start LISTED ENTRIES

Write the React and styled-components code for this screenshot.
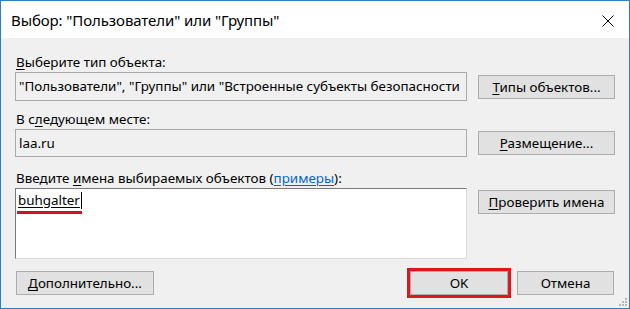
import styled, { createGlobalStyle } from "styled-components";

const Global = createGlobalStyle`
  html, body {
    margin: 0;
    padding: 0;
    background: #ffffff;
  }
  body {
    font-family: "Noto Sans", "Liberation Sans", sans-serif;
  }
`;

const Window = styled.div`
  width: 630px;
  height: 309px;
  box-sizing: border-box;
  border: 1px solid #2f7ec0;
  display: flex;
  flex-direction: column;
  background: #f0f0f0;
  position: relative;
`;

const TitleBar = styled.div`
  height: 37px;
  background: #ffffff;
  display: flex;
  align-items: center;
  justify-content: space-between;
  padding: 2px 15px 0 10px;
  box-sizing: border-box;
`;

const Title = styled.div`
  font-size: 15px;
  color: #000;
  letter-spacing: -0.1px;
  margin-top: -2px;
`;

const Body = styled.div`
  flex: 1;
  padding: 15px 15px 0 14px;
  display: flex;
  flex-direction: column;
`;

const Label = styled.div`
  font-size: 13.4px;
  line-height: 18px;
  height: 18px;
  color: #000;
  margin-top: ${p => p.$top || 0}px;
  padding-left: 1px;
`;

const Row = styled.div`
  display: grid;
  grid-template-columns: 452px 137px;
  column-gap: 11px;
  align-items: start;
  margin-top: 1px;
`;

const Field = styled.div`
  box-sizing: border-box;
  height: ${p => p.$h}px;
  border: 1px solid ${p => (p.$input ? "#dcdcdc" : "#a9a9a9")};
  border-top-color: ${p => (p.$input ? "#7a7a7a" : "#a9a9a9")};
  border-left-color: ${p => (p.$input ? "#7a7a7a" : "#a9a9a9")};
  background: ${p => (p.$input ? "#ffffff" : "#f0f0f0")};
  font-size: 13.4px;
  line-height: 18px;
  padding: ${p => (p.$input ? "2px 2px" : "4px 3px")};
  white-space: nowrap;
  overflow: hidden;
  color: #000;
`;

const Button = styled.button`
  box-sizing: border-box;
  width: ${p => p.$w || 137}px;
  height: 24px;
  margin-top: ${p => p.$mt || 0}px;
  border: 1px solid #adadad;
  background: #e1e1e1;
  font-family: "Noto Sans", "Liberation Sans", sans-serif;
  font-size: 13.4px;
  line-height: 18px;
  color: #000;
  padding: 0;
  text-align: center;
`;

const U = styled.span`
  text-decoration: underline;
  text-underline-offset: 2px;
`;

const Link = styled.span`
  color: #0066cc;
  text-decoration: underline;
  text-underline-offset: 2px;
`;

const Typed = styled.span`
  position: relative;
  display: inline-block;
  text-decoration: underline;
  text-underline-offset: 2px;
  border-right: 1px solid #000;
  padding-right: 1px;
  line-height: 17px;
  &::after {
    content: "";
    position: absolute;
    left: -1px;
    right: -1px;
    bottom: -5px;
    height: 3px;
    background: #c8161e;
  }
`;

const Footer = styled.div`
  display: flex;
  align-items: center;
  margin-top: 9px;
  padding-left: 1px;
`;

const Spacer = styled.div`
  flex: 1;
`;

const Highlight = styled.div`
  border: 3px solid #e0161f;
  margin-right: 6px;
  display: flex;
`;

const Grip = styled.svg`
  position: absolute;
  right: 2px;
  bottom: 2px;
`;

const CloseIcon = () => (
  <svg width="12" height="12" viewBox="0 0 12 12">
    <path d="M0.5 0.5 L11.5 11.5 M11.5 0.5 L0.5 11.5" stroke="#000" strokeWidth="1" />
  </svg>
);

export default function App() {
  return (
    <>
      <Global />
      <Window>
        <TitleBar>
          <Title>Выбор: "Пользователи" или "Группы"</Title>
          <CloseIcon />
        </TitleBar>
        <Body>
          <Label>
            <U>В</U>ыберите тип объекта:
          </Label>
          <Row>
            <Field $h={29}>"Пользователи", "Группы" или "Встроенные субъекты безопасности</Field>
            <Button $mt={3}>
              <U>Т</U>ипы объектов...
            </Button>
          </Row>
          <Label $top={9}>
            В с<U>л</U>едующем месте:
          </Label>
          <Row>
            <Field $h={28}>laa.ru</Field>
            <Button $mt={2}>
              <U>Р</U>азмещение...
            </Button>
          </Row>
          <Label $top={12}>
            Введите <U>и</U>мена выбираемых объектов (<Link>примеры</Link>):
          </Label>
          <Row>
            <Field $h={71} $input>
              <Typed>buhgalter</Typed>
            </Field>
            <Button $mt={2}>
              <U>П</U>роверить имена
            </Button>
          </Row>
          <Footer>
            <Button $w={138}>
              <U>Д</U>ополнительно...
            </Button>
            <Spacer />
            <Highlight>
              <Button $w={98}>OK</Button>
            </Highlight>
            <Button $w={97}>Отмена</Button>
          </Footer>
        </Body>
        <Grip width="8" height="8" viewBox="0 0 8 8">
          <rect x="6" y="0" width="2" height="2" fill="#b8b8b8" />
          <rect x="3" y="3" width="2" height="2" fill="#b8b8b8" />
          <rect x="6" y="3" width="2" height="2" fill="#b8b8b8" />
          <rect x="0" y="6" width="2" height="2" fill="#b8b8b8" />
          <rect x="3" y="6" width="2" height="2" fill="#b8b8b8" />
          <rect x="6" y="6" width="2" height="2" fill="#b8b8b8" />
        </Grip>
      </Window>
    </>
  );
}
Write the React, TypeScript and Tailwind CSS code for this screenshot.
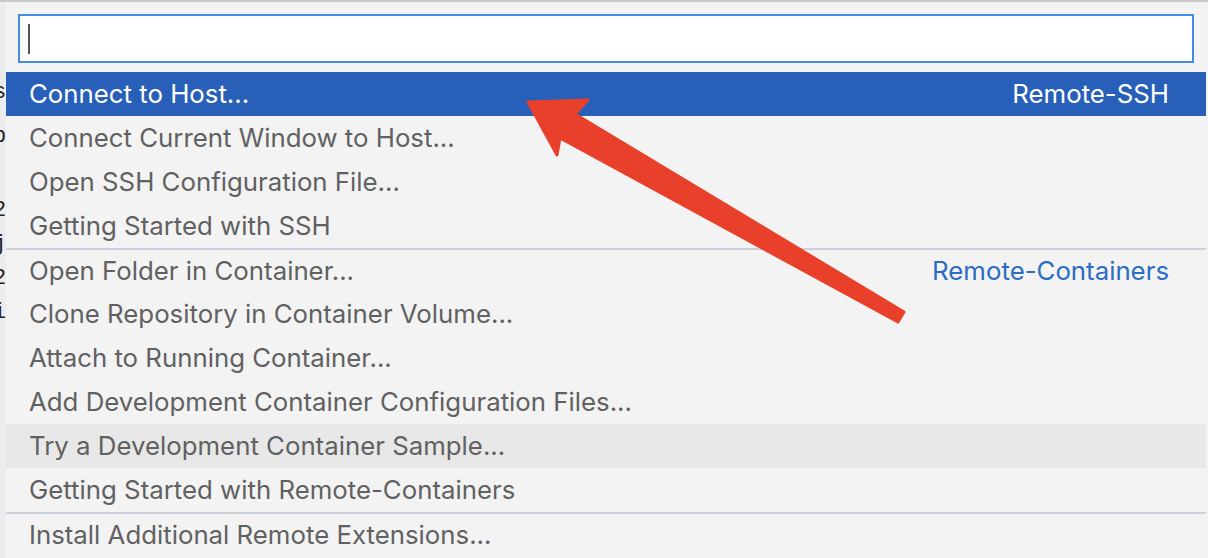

end LISTED ENTRIES

▸ PROBLEM REQUIREMENTS
Copy all lines of the listing above that contain the string "React".

▸ EXERCISE SOLUTION
Write the React and styled-components code for this screenshot.
Write the React, TypeScript and Tailwind CSS code for this screenshot.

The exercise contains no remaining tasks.